- **REQUEST**
Retype exactly what runs from the first line of the data to the line with "string; company: string;", keeping both of those lines and skipping pictures.

- **PROVIDED DATA**
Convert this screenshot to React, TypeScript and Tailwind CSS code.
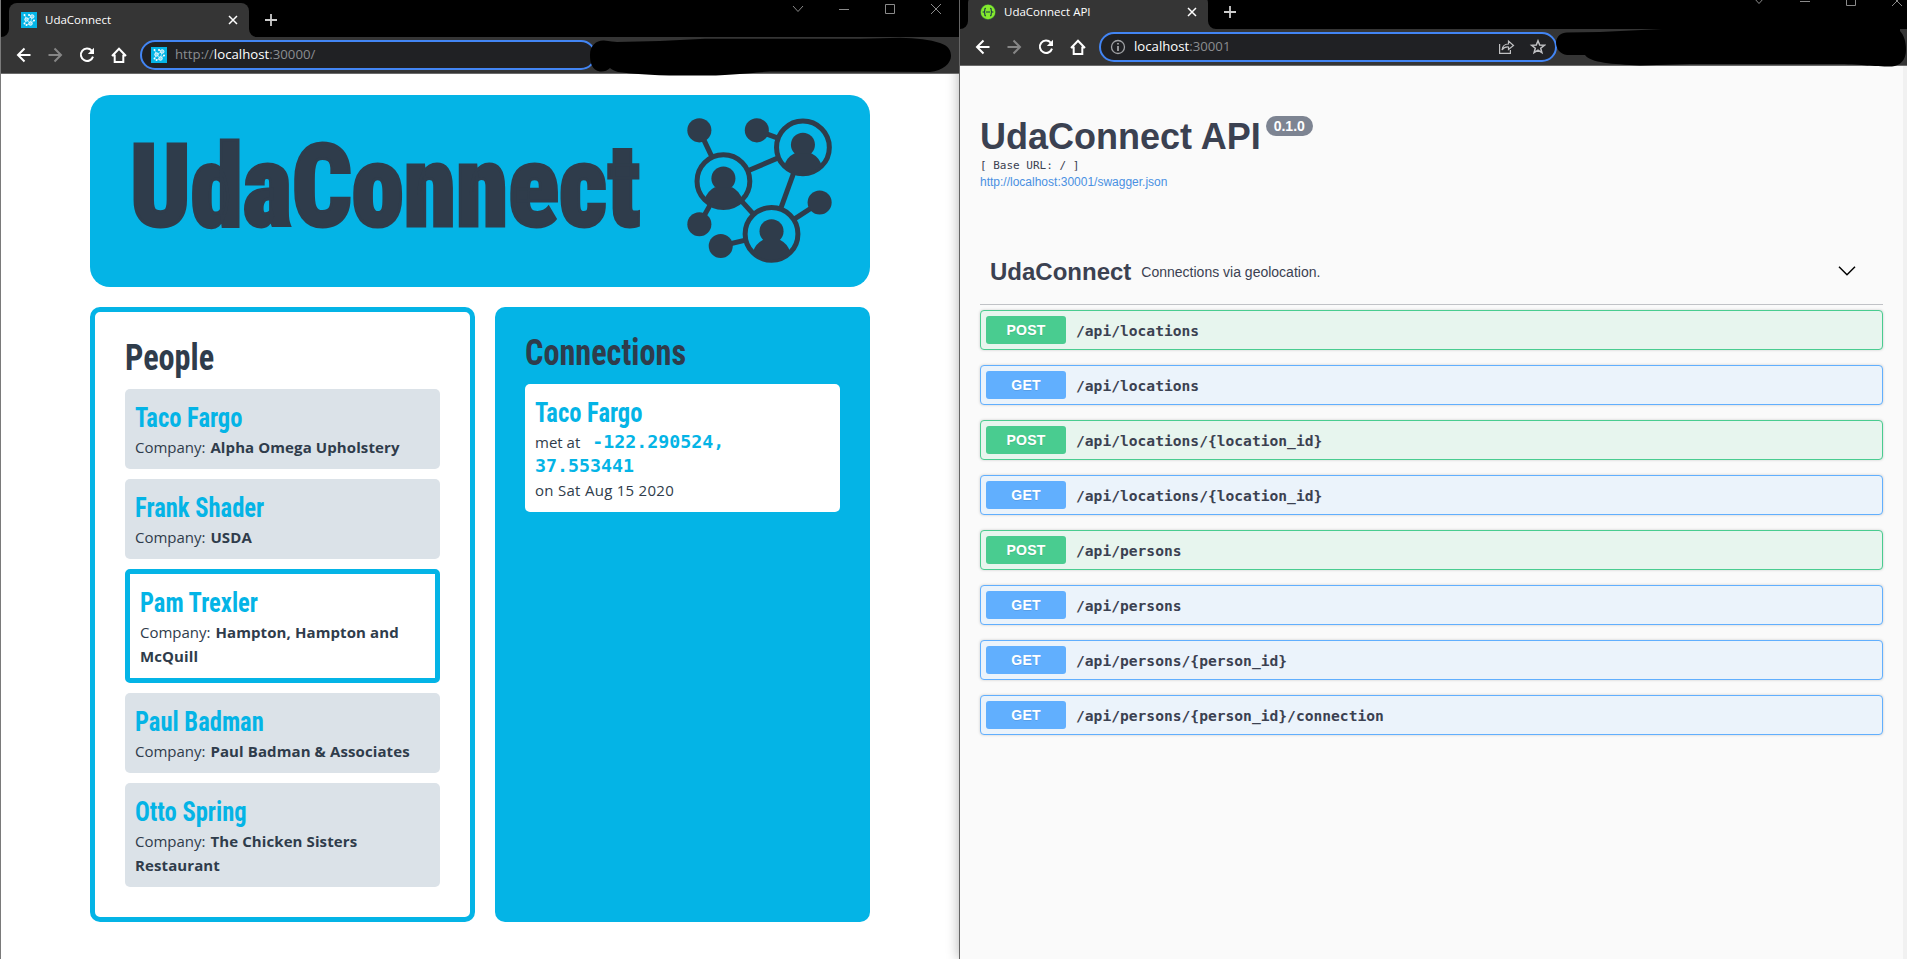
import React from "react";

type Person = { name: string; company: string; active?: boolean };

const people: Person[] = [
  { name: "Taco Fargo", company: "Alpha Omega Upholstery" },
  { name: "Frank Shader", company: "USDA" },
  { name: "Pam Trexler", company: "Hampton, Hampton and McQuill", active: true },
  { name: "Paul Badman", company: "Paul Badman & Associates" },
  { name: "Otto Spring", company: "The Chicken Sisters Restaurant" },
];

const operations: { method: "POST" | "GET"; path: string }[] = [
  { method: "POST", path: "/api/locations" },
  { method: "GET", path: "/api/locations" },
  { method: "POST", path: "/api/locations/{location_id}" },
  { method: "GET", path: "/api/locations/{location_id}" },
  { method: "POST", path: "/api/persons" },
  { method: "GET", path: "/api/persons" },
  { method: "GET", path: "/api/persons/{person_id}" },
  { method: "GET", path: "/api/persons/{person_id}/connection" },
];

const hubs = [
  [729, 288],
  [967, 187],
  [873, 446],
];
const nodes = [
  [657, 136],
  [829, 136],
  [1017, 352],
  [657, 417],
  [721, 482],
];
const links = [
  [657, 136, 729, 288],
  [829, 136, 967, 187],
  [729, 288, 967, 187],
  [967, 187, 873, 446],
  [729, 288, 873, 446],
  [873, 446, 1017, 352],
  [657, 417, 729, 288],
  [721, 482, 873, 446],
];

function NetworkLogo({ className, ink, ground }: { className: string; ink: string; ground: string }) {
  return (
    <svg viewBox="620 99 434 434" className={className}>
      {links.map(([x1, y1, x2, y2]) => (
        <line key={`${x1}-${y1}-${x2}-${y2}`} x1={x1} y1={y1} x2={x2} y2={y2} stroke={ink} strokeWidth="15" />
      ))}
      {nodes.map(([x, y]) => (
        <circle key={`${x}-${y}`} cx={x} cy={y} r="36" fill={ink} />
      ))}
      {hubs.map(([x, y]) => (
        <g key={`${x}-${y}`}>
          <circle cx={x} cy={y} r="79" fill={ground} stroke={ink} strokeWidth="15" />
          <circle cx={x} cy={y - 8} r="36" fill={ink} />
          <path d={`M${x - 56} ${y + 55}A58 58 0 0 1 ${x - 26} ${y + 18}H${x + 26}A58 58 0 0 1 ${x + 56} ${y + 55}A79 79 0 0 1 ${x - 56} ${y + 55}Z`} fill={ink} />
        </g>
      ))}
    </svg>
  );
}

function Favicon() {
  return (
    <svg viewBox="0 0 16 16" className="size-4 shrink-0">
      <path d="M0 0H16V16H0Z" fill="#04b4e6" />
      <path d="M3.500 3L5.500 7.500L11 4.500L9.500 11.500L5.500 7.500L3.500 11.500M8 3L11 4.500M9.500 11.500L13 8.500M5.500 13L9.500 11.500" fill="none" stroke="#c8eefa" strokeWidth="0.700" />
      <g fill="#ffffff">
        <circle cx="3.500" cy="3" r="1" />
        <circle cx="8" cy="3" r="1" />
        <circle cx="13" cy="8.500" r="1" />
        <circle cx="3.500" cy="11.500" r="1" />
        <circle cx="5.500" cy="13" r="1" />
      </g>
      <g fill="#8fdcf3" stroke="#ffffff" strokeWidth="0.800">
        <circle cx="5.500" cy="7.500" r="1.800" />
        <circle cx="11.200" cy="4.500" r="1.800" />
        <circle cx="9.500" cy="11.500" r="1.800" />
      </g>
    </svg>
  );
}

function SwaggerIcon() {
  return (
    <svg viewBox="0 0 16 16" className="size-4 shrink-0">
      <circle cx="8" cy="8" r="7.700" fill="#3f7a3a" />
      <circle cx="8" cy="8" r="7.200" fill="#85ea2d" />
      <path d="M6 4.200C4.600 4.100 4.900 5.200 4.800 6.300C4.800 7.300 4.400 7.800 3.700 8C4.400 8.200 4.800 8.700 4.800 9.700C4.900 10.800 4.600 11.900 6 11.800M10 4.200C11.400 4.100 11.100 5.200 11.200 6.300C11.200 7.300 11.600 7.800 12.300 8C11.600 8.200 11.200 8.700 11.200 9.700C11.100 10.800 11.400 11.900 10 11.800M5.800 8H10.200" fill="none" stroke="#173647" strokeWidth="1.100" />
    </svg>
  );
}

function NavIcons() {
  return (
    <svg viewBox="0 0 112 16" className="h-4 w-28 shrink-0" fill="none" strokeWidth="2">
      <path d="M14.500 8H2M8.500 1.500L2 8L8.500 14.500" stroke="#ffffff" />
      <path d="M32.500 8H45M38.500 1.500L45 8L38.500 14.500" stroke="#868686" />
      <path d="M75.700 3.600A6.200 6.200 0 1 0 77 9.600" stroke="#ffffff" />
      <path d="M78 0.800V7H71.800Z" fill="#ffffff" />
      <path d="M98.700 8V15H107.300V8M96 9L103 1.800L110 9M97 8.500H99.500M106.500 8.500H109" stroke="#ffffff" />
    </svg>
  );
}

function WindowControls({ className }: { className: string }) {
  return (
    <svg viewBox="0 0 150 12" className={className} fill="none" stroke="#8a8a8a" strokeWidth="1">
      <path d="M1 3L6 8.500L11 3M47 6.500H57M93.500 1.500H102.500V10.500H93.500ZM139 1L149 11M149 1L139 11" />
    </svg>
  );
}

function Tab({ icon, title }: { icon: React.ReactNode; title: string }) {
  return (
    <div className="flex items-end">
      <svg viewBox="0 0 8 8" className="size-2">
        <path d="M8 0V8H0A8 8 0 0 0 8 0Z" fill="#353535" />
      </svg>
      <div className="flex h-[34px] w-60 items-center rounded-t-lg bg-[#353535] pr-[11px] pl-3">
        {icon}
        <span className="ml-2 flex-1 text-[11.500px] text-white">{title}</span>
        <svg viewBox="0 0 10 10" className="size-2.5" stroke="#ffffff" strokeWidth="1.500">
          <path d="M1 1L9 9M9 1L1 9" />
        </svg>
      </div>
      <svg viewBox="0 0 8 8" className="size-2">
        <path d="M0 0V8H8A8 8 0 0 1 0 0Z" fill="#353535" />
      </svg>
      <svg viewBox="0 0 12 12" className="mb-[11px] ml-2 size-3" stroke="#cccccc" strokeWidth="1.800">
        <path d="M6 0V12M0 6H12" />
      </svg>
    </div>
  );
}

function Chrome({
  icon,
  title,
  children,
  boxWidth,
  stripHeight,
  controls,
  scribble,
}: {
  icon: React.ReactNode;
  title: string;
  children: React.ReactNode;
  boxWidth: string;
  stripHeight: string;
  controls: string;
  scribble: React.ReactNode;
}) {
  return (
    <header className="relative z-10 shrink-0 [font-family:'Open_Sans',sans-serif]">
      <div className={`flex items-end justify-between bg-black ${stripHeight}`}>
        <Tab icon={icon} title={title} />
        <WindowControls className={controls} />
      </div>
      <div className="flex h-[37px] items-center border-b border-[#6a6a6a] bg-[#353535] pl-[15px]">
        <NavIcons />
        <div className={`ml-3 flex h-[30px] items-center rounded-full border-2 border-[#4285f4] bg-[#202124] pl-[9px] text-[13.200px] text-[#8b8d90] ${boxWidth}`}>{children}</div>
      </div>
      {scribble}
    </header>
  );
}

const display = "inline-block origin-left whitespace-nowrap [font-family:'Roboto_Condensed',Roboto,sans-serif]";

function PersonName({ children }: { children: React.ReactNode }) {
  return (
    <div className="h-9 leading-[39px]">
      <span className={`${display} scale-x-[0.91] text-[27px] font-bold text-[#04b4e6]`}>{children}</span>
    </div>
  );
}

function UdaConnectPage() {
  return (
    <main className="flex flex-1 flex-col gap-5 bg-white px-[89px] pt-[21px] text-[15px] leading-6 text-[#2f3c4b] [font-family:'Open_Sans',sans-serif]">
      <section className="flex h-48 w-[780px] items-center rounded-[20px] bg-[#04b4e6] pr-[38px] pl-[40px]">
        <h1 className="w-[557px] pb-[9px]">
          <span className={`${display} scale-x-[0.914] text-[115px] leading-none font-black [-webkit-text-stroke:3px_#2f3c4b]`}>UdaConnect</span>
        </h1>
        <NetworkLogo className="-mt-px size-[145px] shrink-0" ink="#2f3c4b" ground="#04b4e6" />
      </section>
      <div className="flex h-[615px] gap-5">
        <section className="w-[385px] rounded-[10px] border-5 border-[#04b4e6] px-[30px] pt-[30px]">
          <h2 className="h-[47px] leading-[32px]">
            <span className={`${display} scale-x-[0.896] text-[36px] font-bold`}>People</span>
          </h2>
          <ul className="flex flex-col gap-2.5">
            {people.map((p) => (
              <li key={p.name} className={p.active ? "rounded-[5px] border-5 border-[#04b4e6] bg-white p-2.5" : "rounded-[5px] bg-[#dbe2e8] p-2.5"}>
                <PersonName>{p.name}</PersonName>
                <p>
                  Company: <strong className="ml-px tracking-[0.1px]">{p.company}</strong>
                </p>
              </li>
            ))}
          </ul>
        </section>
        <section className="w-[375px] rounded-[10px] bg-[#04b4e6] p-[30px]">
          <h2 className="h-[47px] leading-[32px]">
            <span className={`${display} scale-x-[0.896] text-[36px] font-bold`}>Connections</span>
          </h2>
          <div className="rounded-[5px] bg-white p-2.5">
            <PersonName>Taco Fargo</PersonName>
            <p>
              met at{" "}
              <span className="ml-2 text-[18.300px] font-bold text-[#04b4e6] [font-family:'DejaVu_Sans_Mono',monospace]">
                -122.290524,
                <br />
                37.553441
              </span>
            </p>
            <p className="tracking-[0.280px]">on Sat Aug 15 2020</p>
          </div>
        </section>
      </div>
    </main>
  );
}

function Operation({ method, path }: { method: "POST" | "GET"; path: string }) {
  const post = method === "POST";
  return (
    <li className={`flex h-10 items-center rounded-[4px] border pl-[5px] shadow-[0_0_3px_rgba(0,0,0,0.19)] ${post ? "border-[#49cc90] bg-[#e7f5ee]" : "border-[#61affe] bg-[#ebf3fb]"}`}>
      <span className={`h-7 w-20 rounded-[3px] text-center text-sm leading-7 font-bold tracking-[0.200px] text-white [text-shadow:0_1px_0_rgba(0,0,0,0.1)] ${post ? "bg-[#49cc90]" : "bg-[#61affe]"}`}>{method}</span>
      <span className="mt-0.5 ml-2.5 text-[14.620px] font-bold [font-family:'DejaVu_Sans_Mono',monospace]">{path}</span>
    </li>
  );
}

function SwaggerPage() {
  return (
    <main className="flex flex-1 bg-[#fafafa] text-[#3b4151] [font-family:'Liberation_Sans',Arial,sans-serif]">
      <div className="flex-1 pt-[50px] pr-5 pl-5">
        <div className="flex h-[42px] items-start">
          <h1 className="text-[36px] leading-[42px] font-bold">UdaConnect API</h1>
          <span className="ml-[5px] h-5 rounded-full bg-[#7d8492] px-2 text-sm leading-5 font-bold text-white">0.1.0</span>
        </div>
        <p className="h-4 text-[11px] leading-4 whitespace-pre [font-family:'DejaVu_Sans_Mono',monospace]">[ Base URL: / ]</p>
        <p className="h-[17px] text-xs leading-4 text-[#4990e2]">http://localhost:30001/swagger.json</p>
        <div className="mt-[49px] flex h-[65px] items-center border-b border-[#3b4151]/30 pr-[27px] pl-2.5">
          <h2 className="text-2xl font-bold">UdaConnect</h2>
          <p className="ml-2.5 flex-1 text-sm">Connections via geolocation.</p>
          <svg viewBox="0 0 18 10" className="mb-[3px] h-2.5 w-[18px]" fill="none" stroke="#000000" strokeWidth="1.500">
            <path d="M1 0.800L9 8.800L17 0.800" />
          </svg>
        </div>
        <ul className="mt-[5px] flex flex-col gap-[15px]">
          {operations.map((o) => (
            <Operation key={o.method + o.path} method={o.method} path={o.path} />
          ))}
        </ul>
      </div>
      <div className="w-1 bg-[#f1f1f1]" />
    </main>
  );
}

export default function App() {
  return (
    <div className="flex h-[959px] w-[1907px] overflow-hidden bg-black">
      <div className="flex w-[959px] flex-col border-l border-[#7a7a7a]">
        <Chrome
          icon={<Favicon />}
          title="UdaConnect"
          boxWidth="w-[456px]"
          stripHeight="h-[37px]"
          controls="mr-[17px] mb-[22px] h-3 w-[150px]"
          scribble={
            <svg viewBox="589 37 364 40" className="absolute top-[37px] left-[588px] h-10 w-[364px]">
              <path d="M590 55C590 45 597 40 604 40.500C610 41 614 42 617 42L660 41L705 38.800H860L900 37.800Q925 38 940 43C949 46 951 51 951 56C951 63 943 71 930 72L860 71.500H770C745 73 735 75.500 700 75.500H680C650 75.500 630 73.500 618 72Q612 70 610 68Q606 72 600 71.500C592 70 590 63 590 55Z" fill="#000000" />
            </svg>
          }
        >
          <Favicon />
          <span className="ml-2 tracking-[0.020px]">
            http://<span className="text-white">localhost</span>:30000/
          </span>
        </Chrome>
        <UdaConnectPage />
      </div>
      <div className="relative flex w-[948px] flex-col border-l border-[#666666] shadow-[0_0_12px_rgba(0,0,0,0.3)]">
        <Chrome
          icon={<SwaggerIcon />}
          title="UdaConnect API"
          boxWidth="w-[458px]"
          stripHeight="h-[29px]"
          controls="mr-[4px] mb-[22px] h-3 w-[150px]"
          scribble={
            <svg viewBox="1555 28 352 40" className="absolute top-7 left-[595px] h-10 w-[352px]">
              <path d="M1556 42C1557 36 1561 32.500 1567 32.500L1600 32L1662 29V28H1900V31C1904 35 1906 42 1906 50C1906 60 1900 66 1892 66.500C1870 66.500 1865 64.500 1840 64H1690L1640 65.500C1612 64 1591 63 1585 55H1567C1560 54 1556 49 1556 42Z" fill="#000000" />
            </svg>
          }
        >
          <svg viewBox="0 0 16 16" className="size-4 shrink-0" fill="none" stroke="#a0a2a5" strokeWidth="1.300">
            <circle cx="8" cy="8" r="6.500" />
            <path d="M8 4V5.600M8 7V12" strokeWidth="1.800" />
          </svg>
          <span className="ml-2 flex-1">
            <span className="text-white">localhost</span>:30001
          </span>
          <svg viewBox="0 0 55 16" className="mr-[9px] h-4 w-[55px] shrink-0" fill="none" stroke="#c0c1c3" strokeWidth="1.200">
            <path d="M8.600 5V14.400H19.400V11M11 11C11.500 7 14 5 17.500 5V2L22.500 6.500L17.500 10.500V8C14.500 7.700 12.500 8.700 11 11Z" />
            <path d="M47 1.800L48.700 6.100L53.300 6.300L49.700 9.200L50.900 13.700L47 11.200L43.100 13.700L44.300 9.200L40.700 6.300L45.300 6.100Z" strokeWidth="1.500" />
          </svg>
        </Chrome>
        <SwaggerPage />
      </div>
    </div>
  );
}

- **COMPLETE ANSWER**
Convert this screenshot to React, TypeScript and Tailwind CSS code.
import React from "react";

type Person = { name: string; company: string; active?: boolean };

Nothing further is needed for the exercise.